SAN certificate with dns-cloudflare

Hi!

Strange situation occurs.

I have 29 servers with his own FQDNs (one root domain). I've installed separate server to issue\renew cert for those servers. I'm issued one SAN certificate which contains 58 domain names (2 names for server) with certbot (snap installed) and dns-cloudflare plugin. Everything worked fine. All servers are in CF DNS - two A records for each.

After some time I've renew certificate, and everything was fine also.

But in past month (and now) when I try to renew cert I'm getting error about CAA records. CAA records are in place.

If I renew few domains (1-10) it's ok. But all 58 - error.

One thing that I've done within this time - I activated IPv6 stack on servers and add AAAA records to CF DNS.

One server doesn't support IPv6 at all. But even without it - I've got an error.
It seems to me, that after some tries CF block requests.

Certbot command is:
certbot certonly --force-renewal --key-type rsa --cert-name cert_work --non-interactive --dns-cloudflare --dns-cloudflare-credentials /opt/
certs_dns/credentials $str --agree-tos --dns-cloudflare-propagation-seconds 20 --email {my@email}

$str variable - "-d {domain1} -d {domain2} .... etc"

certbot 2.6.0

Log attached
log.txt (177.0 KB)

Hello @Comandante, welcome to the Let's Encrypt community. :slightly_smiling_face:

You might want to read this. I don't think Let's Encrypt has adjust the number, but possibly.

2 Likes

I think the discrepancy might be due to authorization caching (when you reissue certificates covering recently-issued names using the same Let's Encrypt account, the authorizations are not rechecked by the CA, for what I think is about one week).

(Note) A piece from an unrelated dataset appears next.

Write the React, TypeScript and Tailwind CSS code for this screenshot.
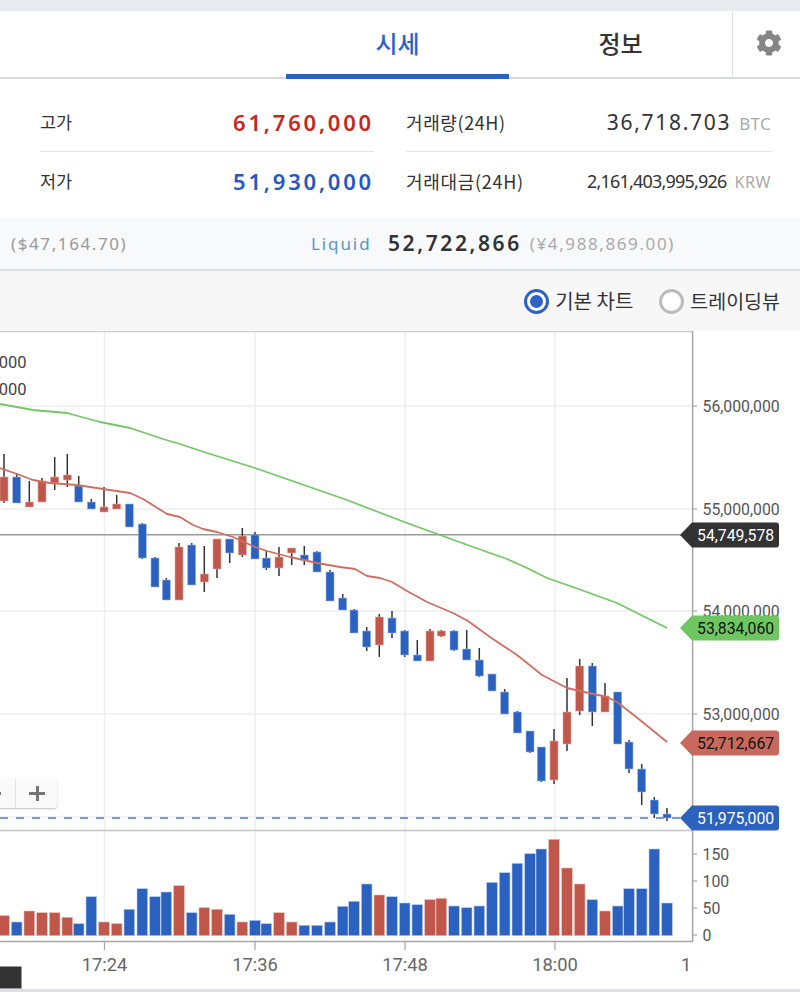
import { FaCog } from "react-icons/fa";

const KR = "font-['Noto_Sans_CJK_KR','Noto_Sans',sans-serif]";
const NUM = "font-['Noto_Sans','Noto_Sans_CJK_KR',sans-serif]";
const AXIS = "Roboto, sans-serif";

const BLUE = "#2c62bf";
const RED = "#c1574b";

// x, wick top, wick bottom, body top, body bottom, colour
type Candle = [number, number, number, number, number, "r" | "b"];

const CANDLES: Candle[] = [
  [4, 454, 503, 477, 501, "r"],
  [16.7, 473, 503, 477, 503, "b"],
  [29.3, 481, 507, 502, 507, "r"],
  [42, 478, 502, 481, 502, "r"],
  [54.7, 457, 490, 477, 483, "r"],
  [67.3, 454, 487, 475, 480, "r"],
  [78.7, 476, 502, 486, 502, "b"],
  [91.3, 499, 509, 502, 509, "b"],
  [104, 487, 512, 507, 512, "r"],
  [116.7, 495, 509, 504, 509, "r"],
  [129.3, 504, 527, 504, 527, "b"],
  [142.3, 523, 559, 524, 558, "b"],
  [155, 557, 587, 558, 587, "b"],
  [166.3, 578, 600, 580, 600, "b"],
  [179, 543, 600, 547, 600, "r"],
  [191.7, 543, 585, 545, 585, "b"],
  [204.3, 546, 592, 574, 582, "r"],
  [217, 539, 578, 539, 569, "r"],
  [229.7, 539, 563, 539, 553, "b"],
  [242.3, 528, 557, 536, 555, "r"],
  [255, 532, 559, 535, 559, "b"],
  [266.3, 551, 570, 558, 568, "b"],
  [279, 547, 576, 557, 568, "r"],
  [291.7, 548, 565, 548, 553, "r"],
  [304.3, 546, 565, 555, 560, "b"],
  [317, 551, 572, 552, 572, "b"],
  [330, 570, 601, 572, 601, "b"],
  [342.7, 594, 610, 598, 610, "b"],
  [354, 609, 633, 610, 633, "b"],
  [366.7, 627, 651, 631, 647, "b"],
  [379.3, 614, 657, 617, 645, "r"],
  [392, 611, 638, 618, 633, "b"],
  [404.7, 630, 657, 631, 655, "b"],
  [417.3, 640, 661, 655, 661, "b"],
  [430, 629, 661, 631, 661, "r"],
  [441.3, 630, 637, 631, 636, "r"],
  [454, 630, 651, 631, 650, "b"],
  [466.7, 630, 660, 649, 660, "b"],
  [479.3, 648, 677, 660, 676, "b"],
  [492, 674, 691, 674, 691, "b"],
  [504.7, 689, 714, 692, 714, "b"],
  [517.3, 711, 733, 712, 733, "b"],
  [530, 731, 753, 731, 752, "b"],
  [541.3, 747, 782, 747, 781, "b"],
  [554, 729, 784, 741, 780, "r"],
  [567, 678, 751, 712, 744, "r"],
  [579.7, 659, 715, 666, 711, "r"],
  [592.3, 663, 726, 666, 712, "b"],
  [605, 683, 712, 696, 712, "r"],
  [617.7, 692, 744, 692, 744, "b"],
  [629, 740, 773, 742, 769, "b"],
  [641.7, 764, 805, 769, 792, "b"],
  [654.3, 797, 818, 800, 814, "b"],
  [667, 808, 821, 814, 818, "b"],
];

// top of each volume bar, same order as the candles
const VOLUME = [
  915.7, 922, 911, 912.7, 912.7, 917.3, 923.7, 896.7, 922, 923.7, 909.3, 888.7, 896.7, 892, 885.7,
  912.7, 907.7, 909.3, 914.3, 922, 920.3, 923.7, 912.7, 922, 925.3, 925.3, 922, 906.3, 901.3, 884,
  895, 896.7, 903, 904.7, 899.7, 898.3, 906, 907.7, 906, 882.3, 872.7, 863.3, 853.7, 849, 839.3,
  868, 884, 899.7, 911, 906, 888.7, 888.7, 849, 903,
];

const GREEN_LINE =
  "0,404 33,410 67,413 100,422 130,428 163,439 180,444 207,453 255,468 347,500 373,510 407,523 440,535 473,547 507,559 527,568 547,578 573,587 617,603 667,628";
const RED_LINE =
  "0,468 17,474 33,480 50,483 77,485 103,489 130,493 143,499 167,514 180,517 193,525 203,529 217,532 233,537 255,547 267,551 290,557 317,563 340,567 355,569 367,576 380,578 392,582 407,591 427,602 453,613 468,621 490,637 517,655 542,675 567,688 580,691 607,697 617,702 640,720 667,742";

const PRICE_TICKS = [
  { y: 406, label: "56,000,000" },
  { y: 509, label: "55,000,000" },
  { y: 611, label: "54,000,000" },
  { y: 714, label: "53,000,000" },
];
const VOLUME_TICKS = [
  { y: 854, label: "150" },
  { y: 881, label: "100" },
  { y: 908, label: "50" },
  { y: 935, label: "0" },
];
const TIME_TICKS = [
  { x: 104.5, label: "17:24" },
  { x: 255, label: "17:36" },
  { x: 405, label: "17:48" },
  { x: 555, label: "18:00" },
];
const TAGS = [
  { y: 535, label: "54,749,578", bg: "#333333", fg: "#ffffff" },
  { y: 628, label: "53,834,060", bg: "#6fc55f", fg: "#111111" },
  { y: 743, label: "52,712,667", bg: "#c9685c", fg: "#111111" },
  { y: 818, label: "51,975,000", bg: BLUE, fg: "#ffffff" },
];

function Chart() {
  return (
    <svg viewBox="0 331 800 658" className="block h-[658px] w-[800px]">
      {PRICE_TICKS.map((t) => (
        <line key={t.y} x1={0} x2={692} y1={t.y} y2={t.y} stroke="#eeeeee" strokeWidth={1.5} />
      ))}
      <line x1={0} x2={692} y1={817} y2={817} stroke="#eeeeee" strokeWidth={1.5} />
      {TIME_TICKS.map((t) => (
        <line key={t.x} x1={t.x} x2={t.x} y1={332} y2={941} stroke="#eeeeee" strokeWidth={1.5} />
      ))}

      <text x={26.5} y={368} textAnchor="end" fontFamily={AXIS} fontSize={16.5} fill="#444444">000</text>
      <text x={26.5} y={395} textAnchor="end" fontFamily={AXIS} fontSize={16.5} fill="#444444">000</text>

      <line x1={0} x2={692} y1={534.8} y2={534.8} stroke="#999999" strokeWidth={1.5} />
      <line x1={0} x2={680} y1={818} y2={818} stroke="#7099e6" strokeWidth={2} strokeDasharray="8 8" />

      {CANDLES.map(([x, wt, wb, bt, bb, c]) => (
        <g key={x}>
          <line x1={x} x2={x} y1={wt} y2={wb} stroke="#333333" strokeWidth={1.5} />
          <rect
            x={x - 4}
            y={bt}
            width={8}
            height={bb - bt}
            fill={c === "r" ? RED : BLUE}
            stroke={c === "r" ? "#e2a79f" : "#9db8ea"}
            strokeWidth={0.6}
          />
        </g>
      ))}

      <polyline points={GREEN_LINE} fill="none" stroke="#74c765" strokeWidth={1.8} strokeLinejoin="round" />
      <polyline points={RED_LINE} fill="none" stroke="#cf6f62" strokeWidth={1.8} strokeLinejoin="round" />

      {/* volume pane */}
      {CANDLES.map(([x, , , , , c], i) => (
        <rect
          key={x}
          x={x - 5.3}
          y={VOLUME[i]}
          width={10.6}
          height={935.7 - VOLUME[i]}
          fill={c === "r" ? RED : BLUE}
          stroke={c === "r" ? "#e9b9b3" : "#b5c9ef"}
          strokeWidth={0.6}
        />
      ))}

      {/* frame and axes */}
      <line x1={0} x2={692} y1={331.5} y2={331.5} stroke="#cccccc" strokeWidth={1.5} />
      <line x1={0} x2={692} y1={830.6} y2={830.6} stroke="#c4c4c4" strokeWidth={1.5} />
      <line x1={0} x2={693} y1={941.6} y2={941.6} stroke="#a6a6a6" strokeWidth={1.5} />
      <line x1={692.6} x2={692.6} y1={331} y2={942} stroke="#a6a6a6" strokeWidth={1.5} />

      {PRICE_TICKS.map((t) => (
        <g key={t.y}>
          <line x1={692} x2={697} y1={t.y} y2={t.y} stroke="#a6a6a6" strokeWidth={1.2} />
          <text x={702.5} y={t.y + 5.5} fontFamily={AXIS} fontSize={15.8} fill="#555555">{t.label}</text>
        </g>
      ))}
      {VOLUME_TICKS.map((t) => (
        <g key={t.y}>
          <line x1={692} x2={697} y1={t.y} y2={t.y} stroke="#a6a6a6" strokeWidth={1.2} />
          <text x={702.5} y={t.y + 5.5} fontFamily={AXIS} fontSize={15.8} fill="#555555">{t.label}</text>
        </g>
      ))}
      {TIME_TICKS.map((t) => (
        <g key={t.x}>
          <line x1={t.x} x2={t.x} y1={941} y2={950} stroke="#a6a6a6" strokeWidth={1.2} />
          <text x={t.x} y={971} textAnchor="middle" fontFamily={AXIS} fontSize={18.3} fill="#666666">{t.label}</text>
        </g>
      ))}
      <text x={681} y={971} fontFamily={AXIS} fontSize={18.3} fill="#666666">1</text>

      {TAGS.map((t) => (
        <g key={t.y}>
          <path
            d={`M680 ${t.y} L692 ${t.y - 12.5} H776 Q779 ${t.y - 12.5} 779 ${t.y - 9.5} V${t.y + 9.5} Q779 ${t.y + 12.5} 776 ${t.y + 12.5} H692 Z`}
            fill={t.bg}
          />
          <text x={697} y={t.y + 5.5} fontFamily={AXIS} fontSize={15.8} fill={t.fg}>{t.label}</text>
        </g>
      ))}

      <rect x={0} y={966.5} width={21.5} height={22} fill="#333333" />
    </svg>
  );
}

function Stat({ label, value, valueClass, line }: { label: string; value: string; valueClass: string; line?: boolean }) {
  return (
    <div className={`flex h-[58px] items-center justify-between ${line ? "border-b border-[#e4e5ea]" : ""}`}>
      <span className={`${KR} text-[17.5px] text-[#333333]`}>{label}</span>
      <span className={`${NUM} text-[22px] font-semibold tracking-[2.8px] ${valueClass}`}>{value}</span>
    </div>
  );
}

export default function App() {
  return (
    <div className={`${KR} relative h-[992px] w-[800px] overflow-hidden bg-white`}>
      <div className="h-[11px] bg-[#e9eaef]" />

      <div className="flex h-[68px] justify-end border-b-2 border-[#d9dae0]">
        <div className="relative flex w-[223px] items-center justify-center pb-[2px] text-[24px] font-medium text-[#2c62c8]">
          시세
          <span className="absolute inset-x-0 bottom-[-2px] h-[5px] bg-[#2c62c8]" />
        </div>
        <div className="flex w-[223px] items-center justify-center pb-[2px] text-[24px] font-medium text-[#333333]">
          정보
        </div>
        <div className="flex w-[68px] items-center justify-center border-l border-[#dfe0e5] pb-[2px] pl-1">
          <FaCog className="text-[26px] text-[#858585]" />
        </div>
      </div>

      <div className="flex h-[139px] gap-8 pl-10 pr-7 pt-[15px]">
        <div className="w-[334px]">
          <Stat label="고가" value="61,760,000" valueClass="text-[#c4281c]" line />
          <Stat label="저가" value="51,930,000" valueClass="text-[#2358c4]" />
        </div>
        <div className="w-[366px]">
          <div className="flex h-[58px] items-center justify-between border-b border-[#e4e5ea]">
            <span className="text-[18px] tracking-[0.6px] text-[#333333]">거래량(24H)</span>
            <span className="flex items-baseline gap-[8px] pr-[1px]">
              <span className={`${NUM} text-[21px] tracking-[1.7px] text-[#333333]`}>36,718.703</span>
              <span className={`${NUM} text-[17px] tracking-[0.3px] text-[#aaaaaa]`}>BTC</span>
            </span>
          </div>
          <div className="flex h-[58px] items-center justify-between">
            <span className="text-[18px] tracking-[0.7px] text-[#333333]">거래대금(24H)</span>
            <span className="flex items-baseline gap-[8px] pr-[1px]">
              <span className={`${NUM} text-[18px] tracking-[-0.8px] text-[#333333]`}>2,161,403,995,926</span>
              <span className={`${NUM} text-[16px] tracking-[0.6px] text-[#aaaaaa]`}>KRW</span>
            </span>
          </div>
        </div>
      </div>

      <div className={`${NUM} flex h-[53px] items-center border-b-2 border-[#dcdde1] bg-[#f8f9fb] pl-[11px]`}>
        <span className="w-[300px] text-[17px] tracking-[1.6px] text-[#999999]">($47,164.70)</span>
        <span className="w-[77px] text-[17px] tracking-[1.9px] text-[#5b93c9]">Liquid</span>
        <span className="text-[21px] font-semibold tracking-[2.6px] text-[#333333]">52,722,866</span>
        <span className="ml-[8px] text-[17px] tracking-[1.6px] text-[#aaaaaa]">(¥4,988,869.00)</span>
      </div>

      <div className="flex h-[60px] items-center justify-end gap-[26px] bg-[#f7f7f8] pr-5">
        <div className="flex items-center gap-[6px]">
          <span className="flex h-[25px] w-[25px] items-center justify-center rounded-full border-[3px] border-[#2c62c8] bg-white">
            <span className="h-[13px] w-[13px] rounded-full bg-[#2c62c8]" />
          </span>
          <span className="text-[20px] text-[#333333]">기본 차트</span>
        </div>
        <div className="flex items-center gap-[6px]">
          <span className="h-[25px] w-[25px] rounded-full border-[3px] border-[#bbbbbb] bg-white" />
          <span className="text-[19.5px] text-[#333333]">트레이딩뷰</span>
        </div>
      </div>

      <div className="relative">
        <Chart />
        <div className="absolute left-[-24px] top-[448px] flex h-[29px] w-[81px] rounded-[3px] bg-[#fafafa] shadow-[0_1px_2px_rgba(0,0,0,0.25)]">
          <div className="flex w-[40px] items-center justify-end border-r border-[#e2e2e2] pr-[14px]">
            <span className="h-[3px] w-[10px] bg-[#777777]" />
          </div>
          <div className="relative flex-1">
            <span className="absolute left-[13px] top-[13px] h-[3px] w-[16px] bg-[#777777]" />
            <span className="absolute left-[19.5px] top-[7px] h-[15px] w-[3px] bg-[#777777]" />
          </div>
        </div>
      </div>

      <div className="h-[3px] bg-[#dfdfe5]" />
    </div>
  );
}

So you could have some names that issue automatically with no checking, but other names that do need to be checked, and that fail.

I'm not sure what to do about the CAA failure here. For example, the first name that failed this check just worked with unboundtest, and also apparently worked with dig for me locally.

3 Likes

It could be related to this new Let's Encrypt server-side error:

This error appears to be making CAA records effectively mandatory rather than optional, at least some of the time for some people. (If so, that is not intended behavior for the certificate authority.)

3 Likes

I wonder if the DNS server (or some firewall in front of it) is seeing all the CAA requests coming at once and considering it an "attack" that it's blocking.

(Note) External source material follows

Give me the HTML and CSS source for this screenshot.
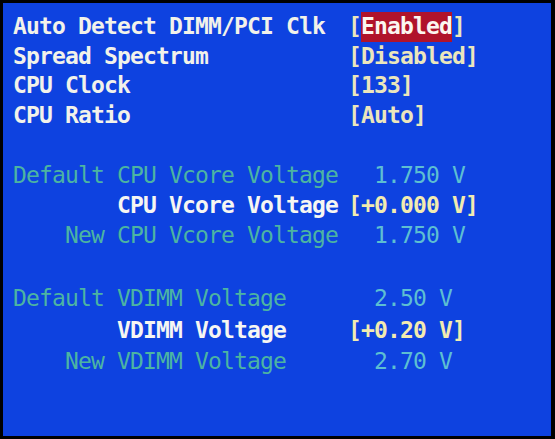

That probably isn't related, unless you're talking about adding IPv6 to the DNS servers themselves (as opposed to just the AAAA records it returns).

5 Likes

Only in Staging, and it looks like this is attempting against production.

But remove this immediately, it will only cause you pain and will never "fix" a problem.

5 Likes

In staging everything ok (dry-run). Error only in production.

I know about limit of 100 FQDN in cert, but I have only 58.

--force-renewal I run my script once a month. Dont waiting for certbot renewal. My script doing some other things after getting new certificate. And what the problem with this option?

Well, it allows you to force renewal only one month in, when you don't need to. Why are you running certbot manually in order to renew?

Those things should be put in the deploy hook, and then certbot will do whatever tasks you need it to, and only when the certificate actually needs to be (and is successfully) renewed.

Very interesting. I think there's not going to be a lot that people here can do; you'd need to have your DNS provider look into why it's giving SERVFAIL when there are a lot of requests coming in at once.

4 Likes

Well, it allows you to force renewal only one month in, when you don't need to. Why are you running certbot manually in order to renew?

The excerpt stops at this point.